Намерение с этими мундирами, как всегда на Руси, было самое хорошее: хотели удешевить для барынь туалеты, а для мужей – расходы. На деле конечно всё вышло иначе: все дамы бросились шить себе мундирные платья, и материи, и без того плохой работы, ужасно вздорожали. И всё, что раньше было дёшево, стало очень дорогим.

«Императрица Екатерина II в морском мундирном платье». Художник С. В. Пен, 1998 год.
«Императрица Екатерина II в морском мундирном платье». Художник С. В. Пен, 1998 год.

И закончилось всё очень по-нашенски: зимы две-три все поносили эти мундиры, а потом и перестали, безо всякого отменяющего указа сверху. И наверху не обиделись, словно так и надо, будто никакая императрица указ этот о мундирах не подписывала. Если задуматься, история - типично русская, вне времени и обстоятельств, сколько начинаний с помпой у нас, а потом сама жизнь отменяет без шума, и власть это принимает как должно.

Мужчины предпочитали французские кафтаны различных цветов, довольно ярких – атласные, обьяринные, гродетуровые[10] и бархатные, шитые шелками, блёстками и серебром и золотом; да чулки непременно шелковые, и вообще – кружева хорошие, щеголеватые не только на дамах. А женщины - понятное дело, замужние женщины - носили материи, затканные серебром, золотом, цельные глазетные. И конечно все румянились: с утра слегка, чтоб не слишком красным было лицо, а вот вечером, перед балом, румяна не жалели. Некоторые девицы даже сурмили себе брови и белились, словно в веке ХVI московские боярышни, но это было не одобряемо в порядочном обществе. А вот обтирать себе лицо и шею пудрой считалось необходимым.

Интересно, что пудра в обществе сошла на нет во времена Александра I, сразу после коронации, когда он издал указ: отменил пудру для солдат, что понятно - где солдату пудриться и завиваться. А вместе с солдатами отменили для себя пудру и гражданские. Как ни крути, а Россия – страна, и народ мы весьма милитаризированный, коли у нас милитаризм и для модниц с модниками моду диктует.

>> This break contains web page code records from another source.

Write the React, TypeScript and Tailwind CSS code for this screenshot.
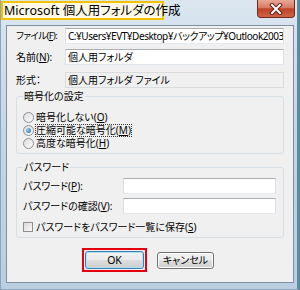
import type { ReactElement, ReactNode } from "react";

const font = "font-['Noto_Sans','Noto_Sans_CJK_JP',sans-serif] [font-feature-settings:'palt']";

function Key({ children }: { children: ReactNode }): ReactElement {
  return <span className="underline underline-offset-[1px]">{children}</span>;
}

function TextBox({ value, readOnly, width, tight }: { value?: string; readOnly?: boolean; width: string; tight?: boolean }): ReactElement {
  return (
    <div
      className={`${width} h-[16px] overflow-hidden whitespace-nowrap border px-[2px] leading-[14px] ${tight ? "tracking-[-0.45px]" : ""} ${
        readOnly
          ? "border-[#d9dcdf] bg-[#f0f0f0]"
          : "border-[#abadb3] border-l-[#dbdfe6] border-r-[#dbdfe6] border-b-[#e3e9ef] bg-white"
      }`}
    >
      {value}
    </div>
  );
}

function Radio({ checked }: { checked?: boolean }): ReactElement {
  return (
    <span className="flex h-[11px] w-[11px] shrink-0 items-center justify-center rounded-full border border-[#8e9196] bg-gradient-to-br from-[#dedede] to-[#fbfbfb]">
      {checked && (
        <span className="h-[5px] w-[5px] rounded-full bg-[radial-gradient(circle_at_35%_35%,#9fd0f7,#1a5ca6)]" />
      )}
    </span>
  );
}

export default function App(): ReactElement {
  return (
    <div className={`${font} flex h-[290px] w-[300px] flex-col border-b border-l border-r-[3px] border-[#8ea4b8] border-r-[#5d8aa3] bg-[linear-gradient(to_bottom,#dbe6f0,#c6d7e6_40%,#b9cee0)] text-black`}>
      {/* title bar */}
      <div className="flex h-[25px] items-start justify-between">
        <div className="mt-[1px] flex h-[19px] w-[163px] items-center whitespace-nowrap border-2 border-[#f2c200] bg-[#fffbe6] pl-[1px] text-[12.5px] leading-[15px]">
          Microsoft 個人用フォルダの作成
        </div>
        <div className="mr-[2px] flex h-[18px] w-[38px] items-center justify-center rounded-b-[4px] border border-t-0 border-[#6f2a1e] bg-[linear-gradient(to_bottom,#e9a896_0%,#d77a63_45%,#c0422a_52%,#d06447_100%)]">
          <svg width="14" height="12" viewBox="0 0 14 12">
            <path d="M3 2 L11 10 M11 2 L3 10" stroke="#5a1e14" strokeWidth="4" strokeLinecap="square" />
            <path d="M3 2 L11 10 M11 2 L3 10" stroke="#ffffff" strokeWidth="2" strokeLinecap="square" />
          </svg>
        </div>
      </div>

      {/* client area */}
      <div className="ml-[5px] flex h-[258px] w-[288px] flex-col whitespace-nowrap border border-[#7f8fa0] bg-[#f0f0f0] pl-[9px] pr-[8px] text-[10px]">
        <div className="mt-[2px] flex items-center">
          <span className="w-[49px] text-[9.5px] tracking-[-0.6px] leading-[14px]">ファイル(<Key>F</Key>):</span>
          <TextBox width="w-[219px]" tight value="C:¥Users¥EVT¥Desktop¥バックアップ¥Outlook2003¥" />
        </div>
        <div className="mt-[5px] flex items-center">
          <span className="w-[49px] leading-[14px]">名前(<Key>N</Key>):</span>
          <TextBox width="w-[219px]" value="個人用フォルダ" />
        </div>
        <div className="mt-[7px] flex items-center">
          <span className="w-[49px] leading-[14px]">形式：</span>
          <TextBox width="w-[219px]" readOnly value="個人用フォルダ ファイル" />
        </div>

        <fieldset className="mt-[1px] w-[268px] rounded-[3px] border border-[#d5dfe5] pb-[3px] pl-[6px] pt-[8px]">
          <legend className="px-[1px] leading-[14px]">暗号化の設定</legend>
          <div className="flex h-[13px] items-center gap-[2px]">
            <Radio />
            <span className="leading-[13px]">暗号化しない(<Key>O</Key>)</span>
          </div>
          <div className="flex h-[13px] items-center gap-[1px]">
            <Radio checked />
            <span className="border border-dotted border-[#333] leading-[11px]">
              圧縮可能な暗号化(<Key>M</Key>)
            </span>
          </div>
          <div className="flex h-[13px] items-center gap-[2px]">
            <Radio />
            <span className="leading-[13px]">高度な暗号化(<Key>H</Key>)</span>
          </div>
        </fieldset>

        <fieldset className="mt-[6px] w-[268px] rounded-[3px] border border-[#d5dfe5] pb-[4px] pl-[6px] pt-[4px]">
          <legend className="px-[1px] leading-[14px]">パスワード</legend>
          <div className="flex items-center">
            <span className="w-[100px] leading-[14px]">パスワード(<Key>P</Key>):</span>
            <TextBox width="w-[153px]" />
          </div>
          <div className="mt-[4px] flex items-center">
            <span className="w-[100px] leading-[14px]">パスワードの確認(<Key>V</Key>):</span>
            <TextBox width="w-[153px]" />
          </div>
          <div className="mt-[7px] flex h-[12px] items-center gap-[3px]">
            <span className="h-[10px] w-[10px] shrink-0 border border-[#8f8f8f] bg-gradient-to-br from-[#dcdcdc] to-[#f8f8f8]" />
            <span className="leading-[12px]">パスワードをパスワード一覧に保存(<Key>S</Key>)</span>
          </div>
        </fieldset>

        <div className="ml-[66px] mt-[10px] flex items-center gap-[10px]">
          <div className="flex h-[24px] w-[65px] items-center justify-center border-2 border-[#e60012]">
            <button
              type="button"
              className="h-[18px] w-[59px] rounded-[3px] border border-[#3c7fb1] bg-[linear-gradient(to_bottom,#f2f2f2_0%,#ebebeb_48%,#dddddd_52%,#cfcfcf_100%)] text-[10.5px] leading-[14px] shadow-[inset_0_0_0_1px_#a8e3f7]"
            >
              OK
            </button>
          </div>
          <button
            type="button"
            className="h-[17px] w-[57px] rounded-[3px] border border-[#707070] bg-[linear-gradient(to_bottom,#f2f2f2_0%,#ebebeb_48%,#dddddd_52%,#cfcfcf_100%)] text-[10px] leading-[14px] shadow-[inset_0_0_0_1px_#fcfcfc]"
          >
            キャンセル
          </button>
        </div>
      </div>
    </div>
  );
}
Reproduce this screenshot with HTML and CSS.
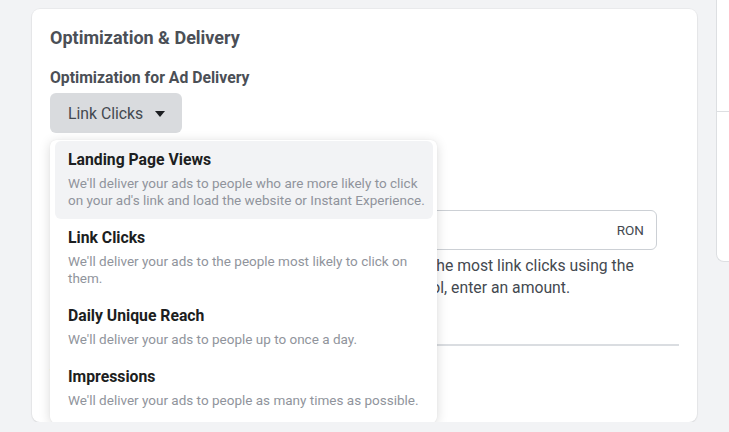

Хотя надо отметить, что Россия в плане моды была страной весьма либеральной. Хоть молодой император Александр Павлович убрал пудру и остриг себе волосы, и многие сделали себе то же самое, полно было и обратных примеров. Многие знатные старики гнушались новой модой и вплоть до тридцатых годов, уже при Николае Павловиче, продолжали пудриться и носить французские кафтаны. Князь Куракин, князь Юсупов Николай Борисович, князь Лобанов, Лукин, дожившие до 30-х годов, не просто куда на балы, а и ко двору являлись одетыми по моде екатерининских времен полувековой давности: в пудре, в башмаках и чулках, некоторые с красными каблуками, бывшими в моде во Франции в предреволюционную эпоху, то есть в 80-е г.г. 18 столетия.

Что до старушек, то бабушка в нарядах полувековой давности никого в России не смущала, и многим даже шло – стареть надо с достоинством. Последней такой старожилкой, говорили современники, в Москве была Прасковья Михайловна Долгорукая, которая при старости своей ходила на красных каблуках и умерла почти девяноста лет в 1844 году, продолжая одеваться по моде Екатерины Великой. Она и ездила в двухместной карете в форме веера, словно видение из прошлого.

А вы говорите: «Лабутены»!

 


 

[1] Некоторые источники вполне обоснованно сей факт оспаривают.

[2] Дом этот был настолько большой, что до революции в нём размещалось целое военное училище – Александровское, а после 1917 года - Реввоенсовет и Наркомат обороны, сейчас Министерство обороны.

[3] Разгневанная Венера (франц.)

[4] Княгиня усатая (франц.). Ещё её прозывали Усачка и Усатая фея. Считается, что она послужила Пушкину одним из прототипов Пиковой дамы

[5] Ох уж эти источники, да и современники сами путаются часто в днях рождений особенно, даже собственных: дата рождения Степана Степановича 1847 скорее, но указывают и 1857, Екатерины Владимировны называют как 1867, так и 1870 - поди разберись!

[6] Грешки против жены – выражение из того времени, сейчас, кажется, так не скажут.

[7] «Дань уважения к добродетели» (франц.)

[8] Очень большое отличие: «Кавалерственные дамы» имели орден святой Екатерины, имевший две степени, большого креста и меньшего; Большой, кроме царской семьи, имели за всю историю только 12 русских дам, а всего дам кавалерственного креста за всю историю было 94.

[9] Прям как на дискотеке в годы моей юности: кто-то освоит брейк, только появившийся, али ещё что новомодное, и ползала круг образуют, смотрят - вон оно откуда пошло-то…

[10] Признаться, и слов таких не знаю.